Italy ground out their first Autumn International win at their final attempt in today’s early kick off against Fiji in Modena.
Italy won 24-16 with every point coming from the boot of Mirco Bergamasco, who kicked 8 penalties from 8, giving the home side the win despite Fiji’s spirited performance.
Tuapati Talemaitoga got Fiji off the mark with a ninth minute try and Bai added the conversion to put the visitors 7-0 up, but Italy produced some highly disciplined rugby to turn things around gradually before winning a touch comfortably thanks to Bergamasco’s perfect penalty kicking performance and their rock-solid defence.
Italy got back to 6-7 with two quick Bergamasco penalties, both of which were straightforward kicks following front row infringements – dropping the scrum and pulling down a maul – before Fiji pulled out two of their own from the boot of Bai. Bergamasco added another penalty to make it 9-13 with half time beckoning.
However, an uncharacteristic moment of Italian ill-discipline saw Castrogiovanni sin-binned in the final moments of the half.
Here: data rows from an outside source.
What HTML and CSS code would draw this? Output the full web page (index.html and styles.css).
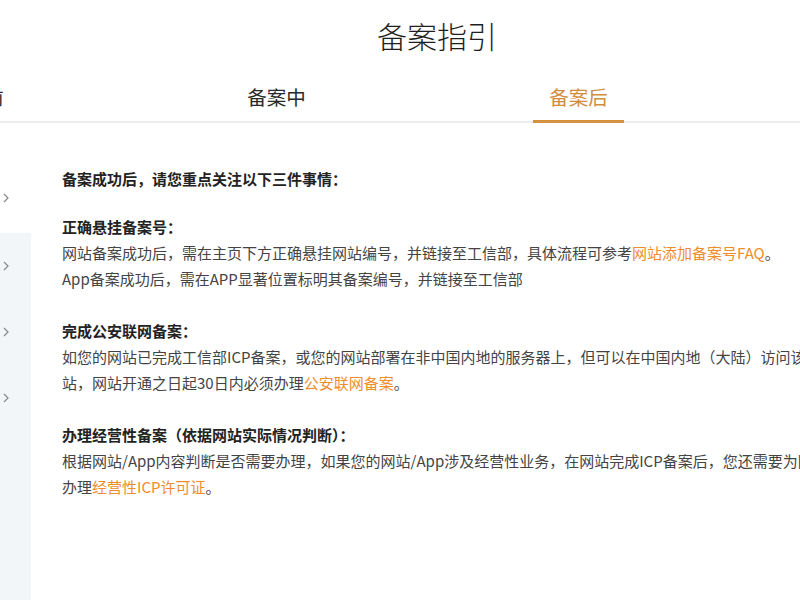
FILE: index.html
```html
<!DOCTYPE html>
<html lang="zh-CN">
<head>
<meta charset="utf-8">
<title>备案指引</title>
<link rel="stylesheet" href="styles.css">
</head>
<body>
<div class="page">
  <header class="header">
    <h1 class="title">备案指引</h1>
  </header>
  <nav class="tabs">
    <div class="tab">备案前</div>
    <div class="tab">备案中</div>
    <div class="tab active">备案后</div>
  </nav>
  <main class="main">
    <aside class="sidebar">
      <div class="side-top"><svg class="chev" viewBox="0 0 6 10" width="6" height="10"><path d="M1 1 L5 5 L1 9" fill="none" stroke="#888" stroke-width="1.2"/></svg></div>
      <div class="side-list">
        <div class="side-item"><svg class="chev" viewBox="0 0 6 10" width="6" height="10"><path d="M1 1 L5 5 L1 9" fill="none" stroke="#888" stroke-width="1.2"/></svg></div>
        <div class="side-item"><svg class="chev" viewBox="0 0 6 10" width="6" height="10"><path d="M1 1 L5 5 L1 9" fill="none" stroke="#888" stroke-width="1.2"/></svg></div>
        <div class="side-item"><svg class="chev" viewBox="0 0 6 10" width="6" height="10"><path d="M1 1 L5 5 L1 9" fill="none" stroke="#888" stroke-width="1.2"/></svg></div>
      </div>
    </aside>
    <section class="content">
      <p class="intro">备案成功后，请您重点关注以下三件事情：</p>
      <div class="block">
        <h3 class="block-title">正确悬挂备案号：</h3>
        <p>网站备案成功后，需在主页下方正确悬挂网站编号，并链接至工信部，具体流程可参考<a class="link">网站添加备案号FAQ</a>。</p>
        <p>App备案成功后，需在APP显著位置标明其备案编号，并链接至工信部</p>
      </div>
      <div class="block">
        <h3 class="block-title">完成公安联网备案：</h3>
        <p>如您的网站已完成工信部ICP备案，或您的网站部署在非中国内地的服务器上，但可以在中国内地（大陆）访问该网站，网站开通之日起30日内必须办理<a class="link">公安联网备案</a>。</p>
      </div>
      <div class="block">
        <h3 class="block-title">办理经营性备案（依据网站实际情况判断）：</h3>
        <p>根据网站/App内容判断是否需要办理，如果您的网站/App涉及经营性业务，在网站完成ICP备案后，您还需要为网站办理<a class="link">经营性ICP许可证</a>。</p>
      </div>
    </section>
  </main>
</div>
</body>
</html>
```

FILE: styles.css
```css
* { box-sizing: border-box; }
html, body {
  margin: 0;
  padding: 0;
  background: #ffffff;
  overflow: hidden;
  height: 600px;
}
body {
  font-family: "Noto Sans CJK SC", "Noto Sans", "Liberation Sans", sans-serif;
  color: #444;
}
.page {
  width: 900px;
  height: 600px;
}
.header {
  width: 874px;
  padding-top: 14px;
  text-align: center;
}
.title {
  margin: 0;
  font-size: 30px;
  line-height: 42px;
  font-weight: 300;
  color: #1f1f1f;
}
.tabs {
  display: flex;
  gap: 211px;
  margin-left: -71px;
  width: 972px;
  border-bottom: 2px solid #ececec;
  padding-top: 27px;
}
.tab {
  width: 91px;
  text-align: center;
  font-size: 19.5px;
  line-height: 28px;
  color: #2a2a2a;
  padding-bottom: 9px;
  border-bottom: 3px solid transparent;
  margin-bottom: -2px;
}
.tab.active {
  color: #d28c3e;
  border-bottom-color: #d4913f;
}
.main {
  display: flex;
  height: 477px;
}
.sidebar {
  width: 31px;
  flex: none;
  display: flex;
  flex-direction: column;
}
.side-top {
  height: 110px;
  display: flex;
  align-items: flex-end;
  padding-bottom: 30px;
}
.side-list {
  flex: 1;
  background: #f3f6f8;
}
.side-item {
  height: 66px;
  display: flex;
  align-items: center;
}
.chev {
  display: block;
  margin-left: 3px;
}
.content {
  width: 797px;
  flex: none;
  padding-left: 31px;
  padding-top: 43px;
  font-size: 15px;
  line-height: 26px;
}
.content p {
  margin: 0;
}
.intro {
  font-weight: 700;
  color: #222;
  margin-bottom: 22px !important;
}
.block {
  margin-bottom: 26px;
}
.block-title {
  margin: 0;
  font-size: 15px;
  line-height: 26px;
  font-weight: 700;
  color: #222;
}
.link {
  color: #ee8d2c;
  text-decoration: none;
}
```
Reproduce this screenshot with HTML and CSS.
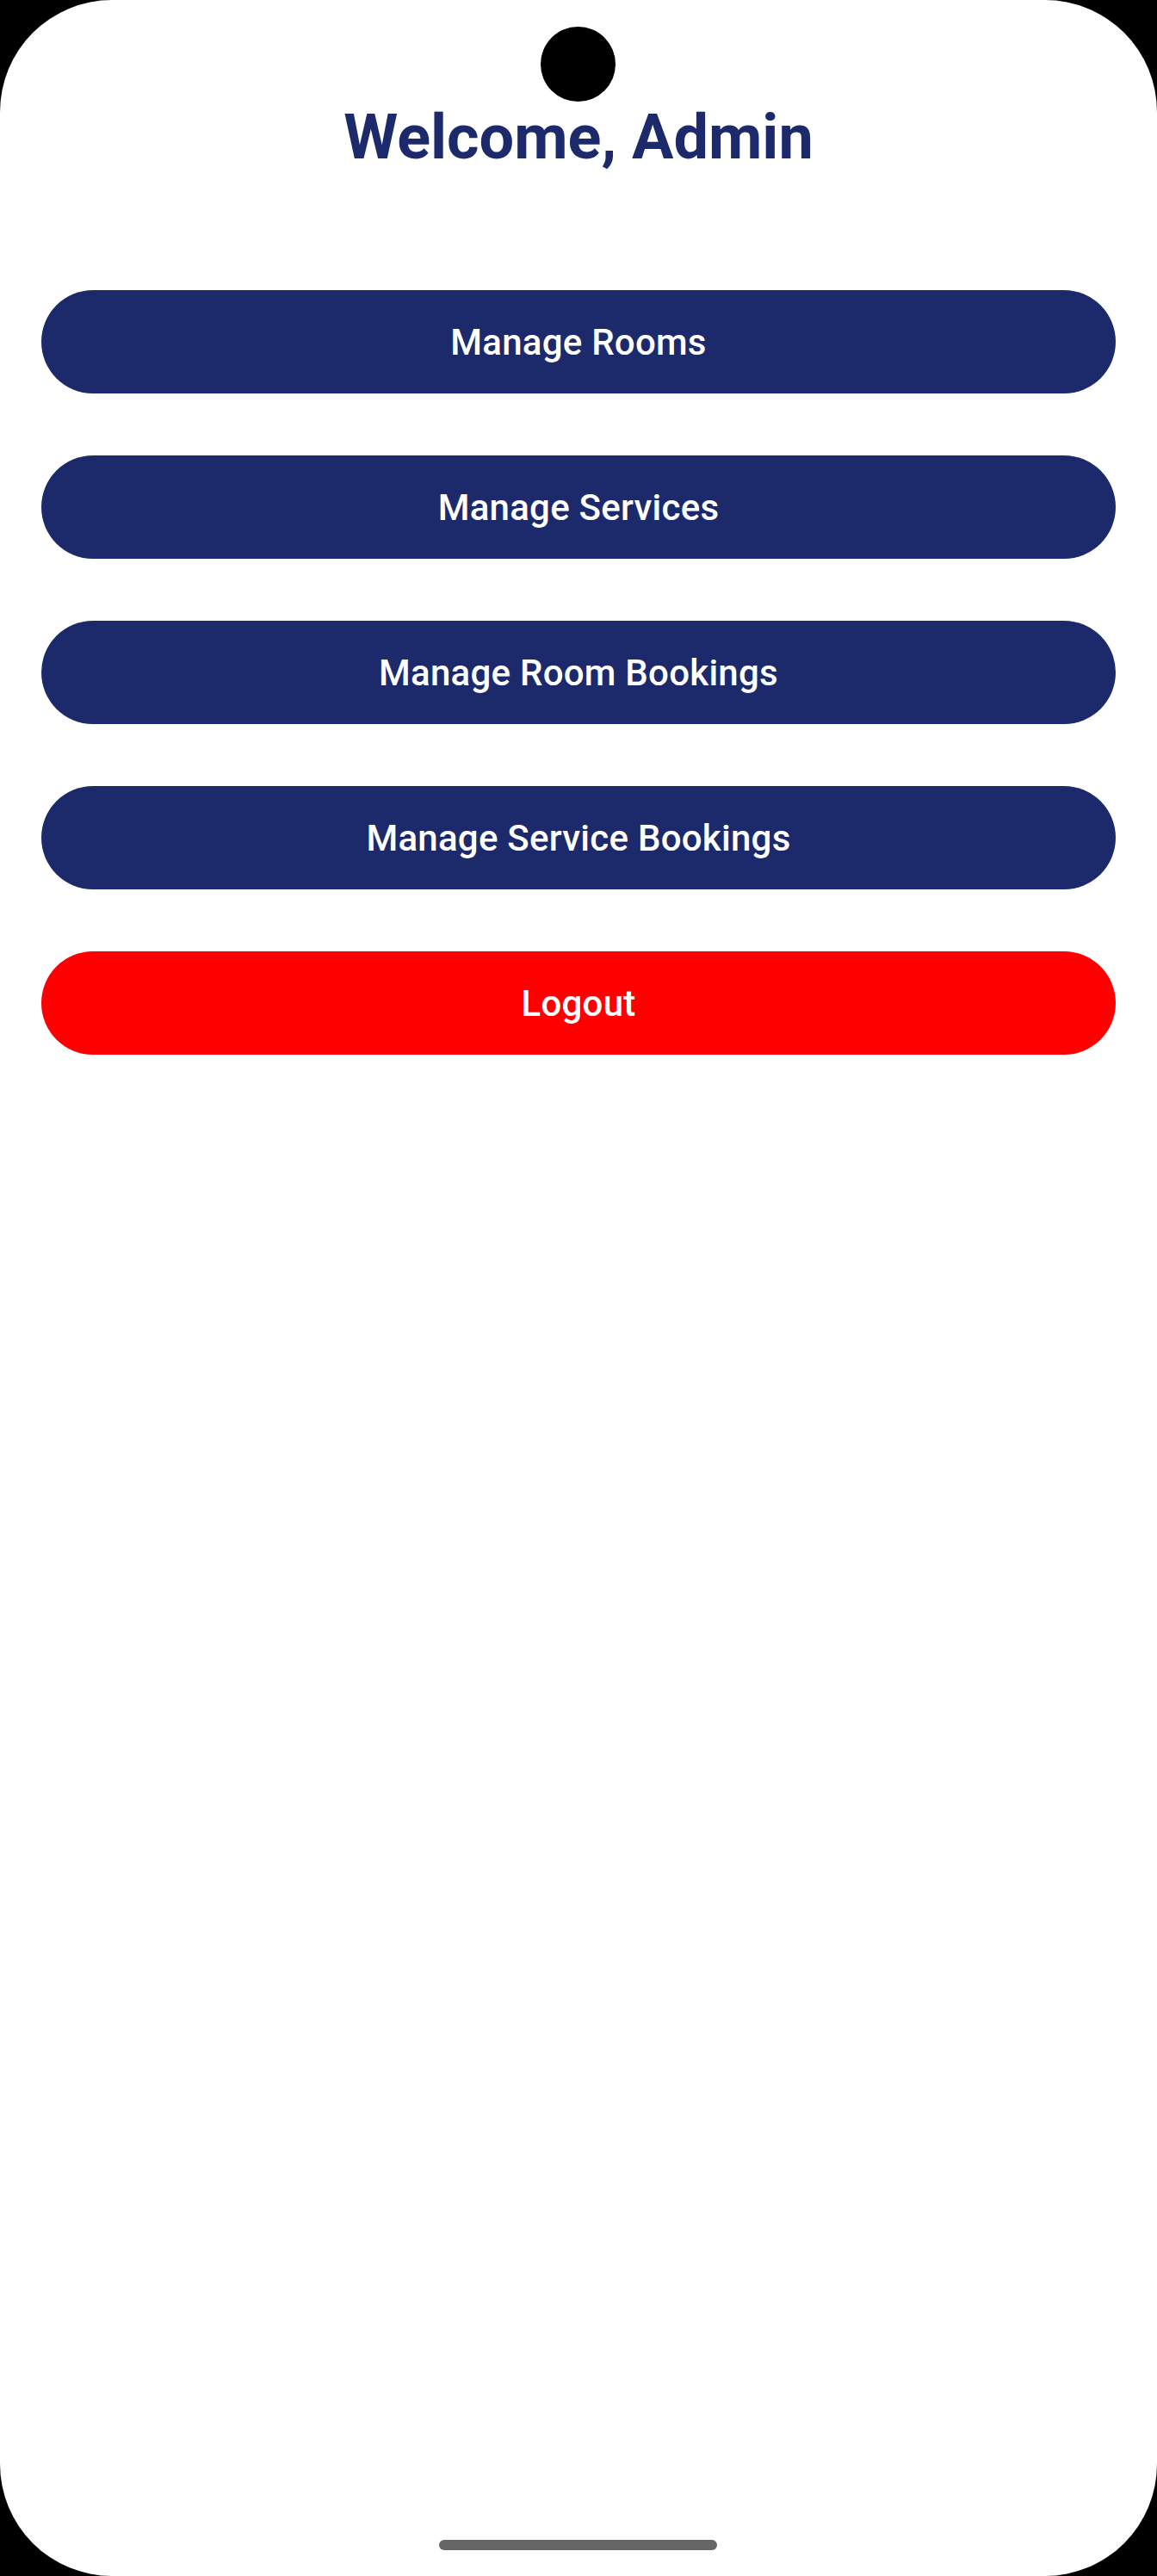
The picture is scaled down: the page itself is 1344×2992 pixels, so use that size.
FILE: index.html
```html
<!DOCTYPE html>
<html lang="en">
<head>
<meta charset="utf-8">
<title>Admin</title>
<link rel="stylesheet" href="styles.css">
</head>
<body>
<div class="screen">
  <div class="camera"></div>
  <main class="content">
    <h1 class="title">Welcome, Admin</h1>
    <nav class="actions">
      <button class="btn">Manage Rooms</button>
      <button class="btn">Manage Services</button>
      <button class="btn">Manage Room Bookings</button>
      <button class="btn">Manage Service Bookings</button>
      <button class="btn btn-logout">Logout</button>
    </nav>
  </main>
  <div class="home-indicator"></div>
</div>
</body>
</html>
```
FILE: styles.css
```css
html, body {
  margin: 0;
  padding: 0;
  background: #000;
}
.screen {
  position: relative;
  width: 1344px;
  height: 2992px;
  background: #fff;
  border-radius: 130px;
  overflow: hidden;
  font-family: Roboto, "Noto Sans", sans-serif;
}
.camera {
  position: absolute;
  top: 31px;
  left: 628px;
  width: 87px;
  height: 87px;
  border-radius: 50%;
  background: #000;
}
.content {
  padding: 117px 48px 0;
  display: flex;
  flex-direction: column;
}
.title {
  margin: 0;
  text-align: center;
  font-size: 72px;
  line-height: 86px;
  font-weight: 700;
  color: #1c2a6c;
}
.actions {
  margin-top: 134px;
  display: flex;
  flex-direction: column;
  gap: 72px;
}
.btn {
  height: 120px;
  border: none;
  border-radius: 60px;
  background: #1c2a6c;
  color: #fff;
  font-family: Roboto, "Noto Sans", sans-serif;
  font-size: 42px;
  font-weight: 500;
  letter-spacing: 0.25px;
  padding: 0;
  cursor: pointer;
}
.btn-logout {
  background: #ff0000;
}
.home-indicator {
  position: absolute;
  bottom: 30px;
  left: 510px;
  width: 323px;
  height: 12px;
  border-radius: 6px;
  background: #666;
}
```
Bai helped himself to a simple penalty, making the score 9-16 when the sides came in for their oranges.
Fiji looked to land a killer blow early in the second half and worked some good moves, but Italy’s defence held firm and they came away from Fijian territory with two more penalties and the deficit cut to just one point after ten minutes of second-half play.
Italy at last took the lead in the 59th minute when Bergamasco added his sixth penalty.
This moment seemed to signal a key momentum shift and Italy had a good chance to add five points with a line-out deep in Fijian territory which was spilled forwards at the breakdown.
Fiji then took a long shot at goal that was short and wide, before Italy stretched their lead following another scrummaging infringement from Fiji and Begamasco’s important seventh kick – which pushed the lead to a vital and demoralising four points, considering how strong Italy’s defence had proved.
A further penalty a minute from the end gave Bergamasco his eighth from eight, and produced a final score which perhaps flattered the Italians, but they were fully worth the win as their defensive effort early in the second period had been nothing short of magnificent.